--- Begin RECORDS SUPPLIED ---

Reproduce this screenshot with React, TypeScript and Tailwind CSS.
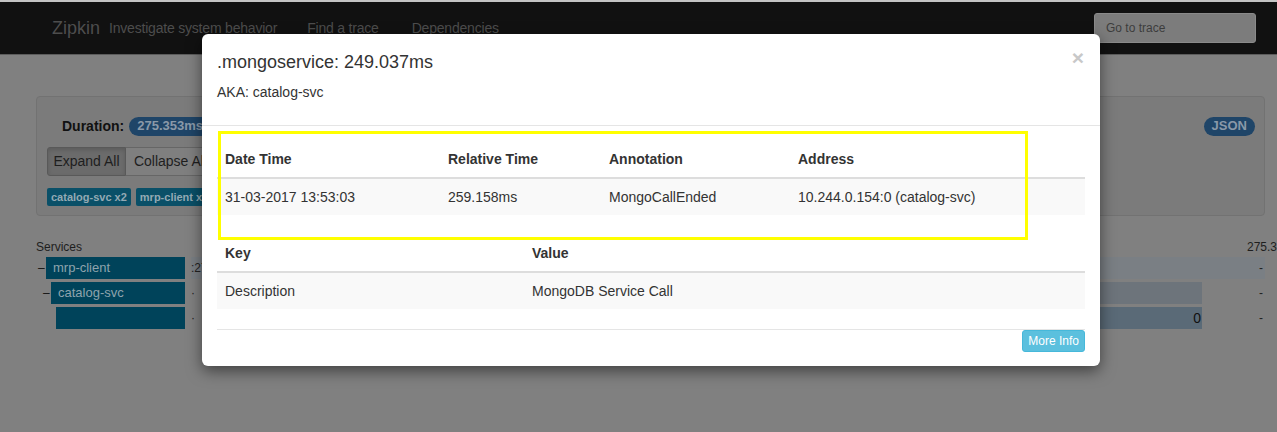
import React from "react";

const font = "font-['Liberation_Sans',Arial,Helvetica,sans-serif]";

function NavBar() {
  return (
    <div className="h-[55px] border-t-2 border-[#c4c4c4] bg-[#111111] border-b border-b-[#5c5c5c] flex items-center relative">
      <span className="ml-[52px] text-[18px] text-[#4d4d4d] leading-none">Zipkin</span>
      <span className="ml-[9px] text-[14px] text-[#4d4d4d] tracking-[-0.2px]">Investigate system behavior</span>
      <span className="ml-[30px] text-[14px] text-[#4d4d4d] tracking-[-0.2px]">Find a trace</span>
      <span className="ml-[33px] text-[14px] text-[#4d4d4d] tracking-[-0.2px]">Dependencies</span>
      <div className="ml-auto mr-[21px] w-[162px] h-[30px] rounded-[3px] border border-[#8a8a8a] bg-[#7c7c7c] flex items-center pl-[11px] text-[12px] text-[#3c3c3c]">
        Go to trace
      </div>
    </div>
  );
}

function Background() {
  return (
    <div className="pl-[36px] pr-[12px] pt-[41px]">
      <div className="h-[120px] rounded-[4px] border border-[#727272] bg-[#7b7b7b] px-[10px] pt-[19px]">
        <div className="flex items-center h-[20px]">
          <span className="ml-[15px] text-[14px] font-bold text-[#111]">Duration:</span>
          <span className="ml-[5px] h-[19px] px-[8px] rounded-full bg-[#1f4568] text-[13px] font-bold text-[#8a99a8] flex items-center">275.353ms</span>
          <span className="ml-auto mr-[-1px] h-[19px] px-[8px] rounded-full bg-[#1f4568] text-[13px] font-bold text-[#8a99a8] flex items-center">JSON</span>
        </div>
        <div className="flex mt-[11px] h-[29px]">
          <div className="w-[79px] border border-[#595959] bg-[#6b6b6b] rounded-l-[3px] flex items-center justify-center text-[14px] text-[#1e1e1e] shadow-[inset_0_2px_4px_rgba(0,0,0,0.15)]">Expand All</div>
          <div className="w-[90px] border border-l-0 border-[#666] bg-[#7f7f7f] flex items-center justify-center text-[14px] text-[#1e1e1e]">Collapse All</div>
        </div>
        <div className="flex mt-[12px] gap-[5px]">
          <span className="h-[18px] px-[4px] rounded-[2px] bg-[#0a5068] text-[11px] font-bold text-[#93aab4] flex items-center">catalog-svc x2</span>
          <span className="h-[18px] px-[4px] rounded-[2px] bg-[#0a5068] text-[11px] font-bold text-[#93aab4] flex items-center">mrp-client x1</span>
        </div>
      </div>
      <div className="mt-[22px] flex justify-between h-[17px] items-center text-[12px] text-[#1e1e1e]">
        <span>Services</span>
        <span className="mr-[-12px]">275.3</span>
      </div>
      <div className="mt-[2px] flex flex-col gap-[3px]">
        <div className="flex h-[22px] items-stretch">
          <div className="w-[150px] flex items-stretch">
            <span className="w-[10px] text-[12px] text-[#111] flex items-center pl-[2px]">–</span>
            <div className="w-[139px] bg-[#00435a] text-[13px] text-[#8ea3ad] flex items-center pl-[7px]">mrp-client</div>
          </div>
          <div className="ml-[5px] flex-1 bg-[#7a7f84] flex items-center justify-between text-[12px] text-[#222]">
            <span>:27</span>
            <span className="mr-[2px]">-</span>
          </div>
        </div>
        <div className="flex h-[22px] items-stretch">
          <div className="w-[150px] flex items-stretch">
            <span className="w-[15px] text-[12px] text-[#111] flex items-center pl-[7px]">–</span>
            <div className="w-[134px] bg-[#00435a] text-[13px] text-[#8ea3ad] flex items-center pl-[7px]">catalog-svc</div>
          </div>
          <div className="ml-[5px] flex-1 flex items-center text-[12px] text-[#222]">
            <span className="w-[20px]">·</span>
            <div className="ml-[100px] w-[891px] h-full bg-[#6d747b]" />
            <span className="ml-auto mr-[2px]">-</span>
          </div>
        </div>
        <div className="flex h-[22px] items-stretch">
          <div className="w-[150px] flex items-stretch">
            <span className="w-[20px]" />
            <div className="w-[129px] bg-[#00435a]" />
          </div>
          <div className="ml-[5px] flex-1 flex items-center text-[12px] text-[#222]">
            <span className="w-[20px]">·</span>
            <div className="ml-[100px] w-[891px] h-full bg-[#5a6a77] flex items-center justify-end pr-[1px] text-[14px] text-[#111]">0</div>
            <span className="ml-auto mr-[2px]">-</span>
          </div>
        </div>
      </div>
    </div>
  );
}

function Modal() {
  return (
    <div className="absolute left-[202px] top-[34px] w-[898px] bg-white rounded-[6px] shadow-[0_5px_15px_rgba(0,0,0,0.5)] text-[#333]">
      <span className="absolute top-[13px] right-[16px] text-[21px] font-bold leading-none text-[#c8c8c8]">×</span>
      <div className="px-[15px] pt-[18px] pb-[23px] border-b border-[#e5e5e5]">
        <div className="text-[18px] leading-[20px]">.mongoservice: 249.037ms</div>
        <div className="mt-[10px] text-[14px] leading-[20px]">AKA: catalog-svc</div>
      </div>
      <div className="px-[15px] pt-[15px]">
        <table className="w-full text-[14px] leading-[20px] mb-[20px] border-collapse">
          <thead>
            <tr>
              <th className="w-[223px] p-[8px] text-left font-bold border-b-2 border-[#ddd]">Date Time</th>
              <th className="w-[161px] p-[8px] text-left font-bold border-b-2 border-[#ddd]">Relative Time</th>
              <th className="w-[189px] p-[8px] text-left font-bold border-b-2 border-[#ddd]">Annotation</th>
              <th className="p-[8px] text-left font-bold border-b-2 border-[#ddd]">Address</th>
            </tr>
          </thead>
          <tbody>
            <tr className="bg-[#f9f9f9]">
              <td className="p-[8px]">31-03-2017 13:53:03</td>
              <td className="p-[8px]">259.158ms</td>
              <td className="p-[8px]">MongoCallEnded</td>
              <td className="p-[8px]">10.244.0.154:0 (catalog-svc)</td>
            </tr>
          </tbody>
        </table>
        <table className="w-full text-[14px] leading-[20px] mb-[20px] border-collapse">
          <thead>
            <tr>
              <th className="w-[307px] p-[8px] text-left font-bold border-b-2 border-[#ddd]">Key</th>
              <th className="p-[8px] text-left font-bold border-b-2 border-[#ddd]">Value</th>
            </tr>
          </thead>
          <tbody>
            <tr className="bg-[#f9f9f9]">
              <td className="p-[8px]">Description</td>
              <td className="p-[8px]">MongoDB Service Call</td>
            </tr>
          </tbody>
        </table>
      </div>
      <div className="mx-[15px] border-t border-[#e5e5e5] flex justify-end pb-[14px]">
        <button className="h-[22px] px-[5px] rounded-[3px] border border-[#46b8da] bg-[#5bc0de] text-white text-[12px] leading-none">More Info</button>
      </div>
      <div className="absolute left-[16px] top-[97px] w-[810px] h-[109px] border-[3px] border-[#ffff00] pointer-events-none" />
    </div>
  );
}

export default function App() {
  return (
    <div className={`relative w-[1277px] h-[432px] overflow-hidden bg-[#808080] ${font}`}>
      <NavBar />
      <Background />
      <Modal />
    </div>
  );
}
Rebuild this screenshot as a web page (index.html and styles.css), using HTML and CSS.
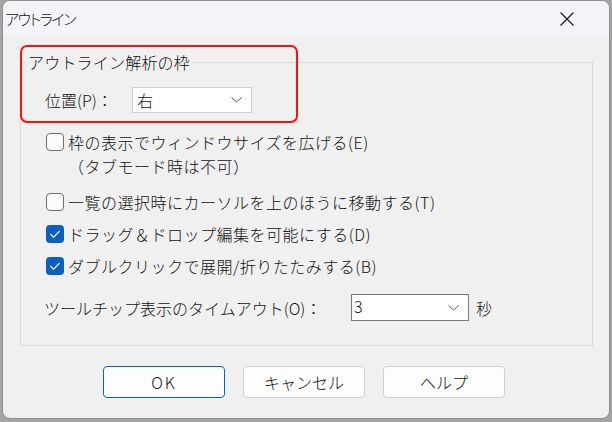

--- End RECORDS SUPPLIED ---

STATED EXERCISE
Set the data above down again exactly as given, with no pictures.

RESPONSE BELOW
Reproduce this screenshot with React, TypeScript and Tailwind CSS.
import React from "react";

const font = "font-['Liberation_Sans',Arial,Helvetica,sans-serif]";

function NavBar() {
  return (
    <div className="h-[55px] border-t-2 border-[#c4c4c4] bg-[#111111] border-b border-b-[#5c5c5c] flex items-center relative">
      <span className="ml-[52px] text-[18px] text-[#4d4d4d] leading-none">Zipkin</span>
      <span className="ml-[9px] text-[14px] text-[#4d4d4d] tracking-[-0.2px]">Investigate system behavior</span>
      <span className="ml-[30px] text-[14px] text-[#4d4d4d] tracking-[-0.2px]">Find a trace</span>
      <span className="ml-[33px] text-[14px] text-[#4d4d4d] tracking-[-0.2px]">Dependencies</span>
      <div className="ml-auto mr-[21px] w-[162px] h-[30px] rounded-[3px] border border-[#8a8a8a] bg-[#7c7c7c] flex items-center pl-[11px] text-[12px] text-[#3c3c3c]">
        Go to trace
      </div>
    </div>
  );
}

function Background() {
  return (
    <div className="pl-[36px] pr-[12px] pt-[41px]">
      <div className="h-[120px] rounded-[4px] border border-[#727272] bg-[#7b7b7b] px-[10px] pt-[19px]">
        <div className="flex items-center h-[20px]">
          <span className="ml-[15px] text-[14px] font-bold text-[#111]">Duration:</span>
          <span className="ml-[5px] h-[19px] px-[8px] rounded-full bg-[#1f4568] text-[13px] font-bold text-[#8a99a8] flex items-center">275.353ms</span>
          <span className="ml-auto mr-[-1px] h-[19px] px-[8px] rounded-full bg-[#1f4568] text-[13px] font-bold text-[#8a99a8] flex items-center">JSON</span>
        </div>
        <div className="flex mt-[11px] h-[29px]">
          <div className="w-[79px] border border-[#595959] bg-[#6b6b6b] rounded-l-[3px] flex items-center justify-center text-[14px] text-[#1e1e1e] shadow-[inset_0_2px_4px_rgba(0,0,0,0.15)]">Expand All</div>
          <div className="w-[90px] border border-l-0 border-[#666] bg-[#7f7f7f] flex items-center justify-center text-[14px] text-[#1e1e1e]">Collapse All</div>
        </div>
        <div className="flex mt-[12px] gap-[5px]">
          <span className="h-[18px] px-[4px] rounded-[2px] bg-[#0a5068] text-[11px] font-bold text-[#93aab4] flex items-center">catalog-svc x2</span>
          <span className="h-[18px] px-[4px] rounded-[2px] bg-[#0a5068] text-[11px] font-bold text-[#93aab4] flex items-center">mrp-client x1</span>
        </div>
      </div>
      <div className="mt-[22px] flex justify-between h-[17px] items-center text-[12px] text-[#1e1e1e]">
        <span>Services</span>
        <span className="mr-[-12px]">275.3</span>
      </div>
      <div className="mt-[2px] flex flex-col gap-[3px]">
        <div className="flex h-[22px] items-stretch">
          <div className="w-[150px] flex items-stretch">
            <span className="w-[10px] text-[12px] text-[#111] flex items-center pl-[2px]">–</span>
            <div className="w-[139px] bg-[#00435a] text-[13px] text-[#8ea3ad] flex items-center pl-[7px]">mrp-client</div>
          </div>
          <div className="ml-[5px] flex-1 bg-[#7a7f84] flex items-center justify-between text-[12px] text-[#222]">
            <span>:27</span>
            <span className="mr-[2px]">-</span>
          </div>
        </div>
        <div className="flex h-[22px] items-stretch">
          <div className="w-[150px] flex items-stretch">
            <span className="w-[15px] text-[12px] text-[#111] flex items-center pl-[7px]">–</span>
            <div className="w-[134px] bg-[#00435a] text-[13px] text-[#8ea3ad] flex items-center pl-[7px]">catalog-svc</div>
          </div>
          <div className="ml-[5px] flex-1 flex items-center text-[12px] text-[#222]">
            <span className="w-[20px]">·</span>
            <div className="ml-[100px] w-[891px] h-full bg-[#6d747b]" />
            <span className="ml-auto mr-[2px]">-</span>
          </div>
        </div>
        <div className="flex h-[22px] items-stretch">
          <div className="w-[150px] flex items-stretch">
            <span className="w-[20px]" />
            <div className="w-[129px] bg-[#00435a]" />
          </div>
          <div className="ml-[5px] flex-1 flex items-center text-[12px] text-[#222]">
            <span className="w-[20px]">·</span>
            <div className="ml-[100px] w-[891px] h-full bg-[#5a6a77] flex items-center justify-end pr-[1px] text-[14px] text-[#111]">0</div>
            <span className="ml-auto mr-[2px]">-</span>
          </div>
        </div>
      </div>
    </div>
  );
}

function Modal() {
  return (
    <div className="absolute left-[202px] top-[34px] w-[898px] bg-white rounded-[6px] shadow-[0_5px_15px_rgba(0,0,0,0.5)] text-[#333]">
      <span className="absolute top-[13px] right-[16px] text-[21px] font-bold leading-none text-[#c8c8c8]">×</span>
      <div className="px-[15px] pt-[18px] pb-[23px] border-b border-[#e5e5e5]">
        <div className="text-[18px] leading-[20px]">.mongoservice: 249.037ms</div>
        <div className="mt-[10px] text-[14px] leading-[20px]">AKA: catalog-svc</div>
      </div>
      <div className="px-[15px] pt-[15px]">
        <table className="w-full text-[14px] leading-[20px] mb-[20px] border-collapse">
          <thead>
            <tr>
              <th className="w-[223px] p-[8px] text-left font-bold border-b-2 border-[#ddd]">Date Time</th>
              <th className="w-[161px] p-[8px] text-left font-bold border-b-2 border-[#ddd]">Relative Time</th>
              <th className="w-[189px] p-[8px] text-left font-bold border-b-2 border-[#ddd]">Annotation</th>
              <th className="p-[8px] text-left font-bold border-b-2 border-[#ddd]">Address</th>
            </tr>
          </thead>
          <tbody>
            <tr className="bg-[#f9f9f9]">
              <td className="p-[8px]">31-03-2017 13:53:03</td>
              <td className="p-[8px]">259.158ms</td>
              <td className="p-[8px]">MongoCallEnded</td>
              <td className="p-[8px]">10.244.0.154:0 (catalog-svc)</td>
            </tr>
          </tbody>
        </table>
        <table className="w-full text-[14px] leading-[20px] mb-[20px] border-collapse">
          <thead>
            <tr>
              <th className="w-[307px] p-[8px] text-left font-bold border-b-2 border-[#ddd]">Key</th>
              <th className="p-[8px] text-left font-bold border-b-2 border-[#ddd]">Value</th>
            </tr>
          </thead>
          <tbody>
            <tr className="bg-[#f9f9f9]">
              <td className="p-[8px]">Description</td>
              <td className="p-[8px]">MongoDB Service Call</td>
            </tr>
          </tbody>
        </table>
      </div>
      <div className="mx-[15px] border-t border-[#e5e5e5] flex justify-end pb-[14px]">
        <button className="h-[22px] px-[5px] rounded-[3px] border border-[#46b8da] bg-[#5bc0de] text-white text-[12px] leading-none">More Info</button>
      </div>
      <div className="absolute left-[16px] top-[97px] w-[810px] h-[109px] border-[3px] border-[#ffff00] pointer-events-none" />
    </div>
  );
}

export default function App() {
  return (
    <div className={`relative w-[1277px] h-[432px] overflow-hidden bg-[#808080] ${font}`}>
      <NavBar />
      <Background />
      <Modal />
    </div>
  );
}
Rebuild this screenshot as a web page (index.html and styles.css), using HTML and CSS.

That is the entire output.